▶ [Task goal] From the entries provided below, copy each line that contains the word "this".

— Begin Data supplied —

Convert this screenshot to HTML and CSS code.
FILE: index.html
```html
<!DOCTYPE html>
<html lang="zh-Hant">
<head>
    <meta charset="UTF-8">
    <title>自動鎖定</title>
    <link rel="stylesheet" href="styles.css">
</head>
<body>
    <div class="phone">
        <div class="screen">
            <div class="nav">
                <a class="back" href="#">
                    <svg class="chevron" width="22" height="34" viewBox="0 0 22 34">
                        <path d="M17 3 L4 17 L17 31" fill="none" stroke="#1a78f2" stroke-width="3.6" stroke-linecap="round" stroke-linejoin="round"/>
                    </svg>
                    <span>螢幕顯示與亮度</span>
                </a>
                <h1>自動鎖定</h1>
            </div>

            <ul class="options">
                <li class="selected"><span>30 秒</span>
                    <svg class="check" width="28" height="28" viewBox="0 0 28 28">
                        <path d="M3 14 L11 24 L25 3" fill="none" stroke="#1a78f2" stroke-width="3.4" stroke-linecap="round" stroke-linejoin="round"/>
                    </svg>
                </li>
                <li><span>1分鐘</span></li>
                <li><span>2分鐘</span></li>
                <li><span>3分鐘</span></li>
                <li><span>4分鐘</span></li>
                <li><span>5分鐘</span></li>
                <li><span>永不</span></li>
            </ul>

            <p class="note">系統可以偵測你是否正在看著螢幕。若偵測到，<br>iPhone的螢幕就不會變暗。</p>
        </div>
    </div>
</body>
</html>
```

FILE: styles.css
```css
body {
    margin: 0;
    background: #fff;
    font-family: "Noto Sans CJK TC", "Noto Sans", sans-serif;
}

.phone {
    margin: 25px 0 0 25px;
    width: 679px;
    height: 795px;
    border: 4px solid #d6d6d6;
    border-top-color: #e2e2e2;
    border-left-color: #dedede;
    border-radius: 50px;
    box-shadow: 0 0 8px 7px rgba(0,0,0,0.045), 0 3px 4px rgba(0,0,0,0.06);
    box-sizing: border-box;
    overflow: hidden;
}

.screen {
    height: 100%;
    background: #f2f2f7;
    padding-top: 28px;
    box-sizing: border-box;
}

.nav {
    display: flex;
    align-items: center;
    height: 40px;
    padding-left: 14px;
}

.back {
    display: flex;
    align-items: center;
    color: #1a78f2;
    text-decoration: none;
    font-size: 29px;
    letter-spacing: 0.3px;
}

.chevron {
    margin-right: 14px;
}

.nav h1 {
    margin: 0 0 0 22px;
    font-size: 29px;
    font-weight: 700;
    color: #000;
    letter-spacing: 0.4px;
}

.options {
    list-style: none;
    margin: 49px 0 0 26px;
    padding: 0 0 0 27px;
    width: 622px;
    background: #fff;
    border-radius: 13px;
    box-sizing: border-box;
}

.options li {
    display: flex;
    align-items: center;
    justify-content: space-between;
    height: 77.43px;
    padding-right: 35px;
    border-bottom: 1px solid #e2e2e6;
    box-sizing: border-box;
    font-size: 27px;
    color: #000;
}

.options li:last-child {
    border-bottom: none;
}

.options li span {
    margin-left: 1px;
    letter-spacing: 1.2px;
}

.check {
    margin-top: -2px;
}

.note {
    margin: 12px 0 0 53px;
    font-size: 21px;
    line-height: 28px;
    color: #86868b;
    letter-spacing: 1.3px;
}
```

— End Data supplied —
— Begin Data supplied —

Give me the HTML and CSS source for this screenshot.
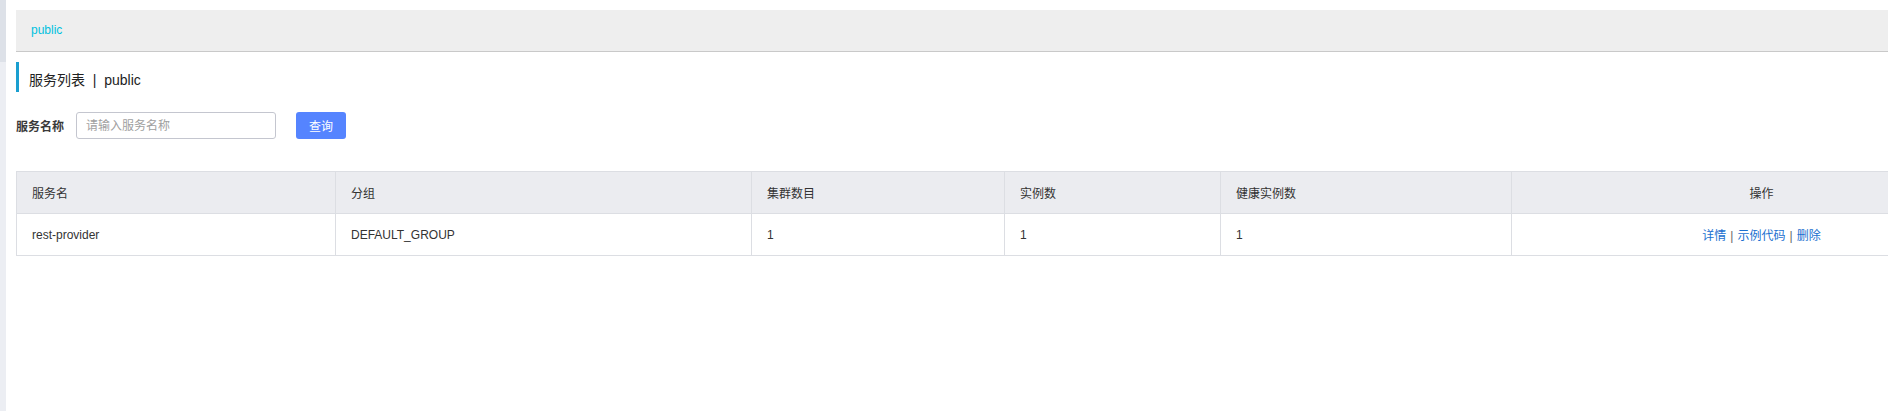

— End Data supplied —

▶ [Task response]
Convert this screenshot to HTML and CSS code.
Give me the HTML and CSS source for this screenshot.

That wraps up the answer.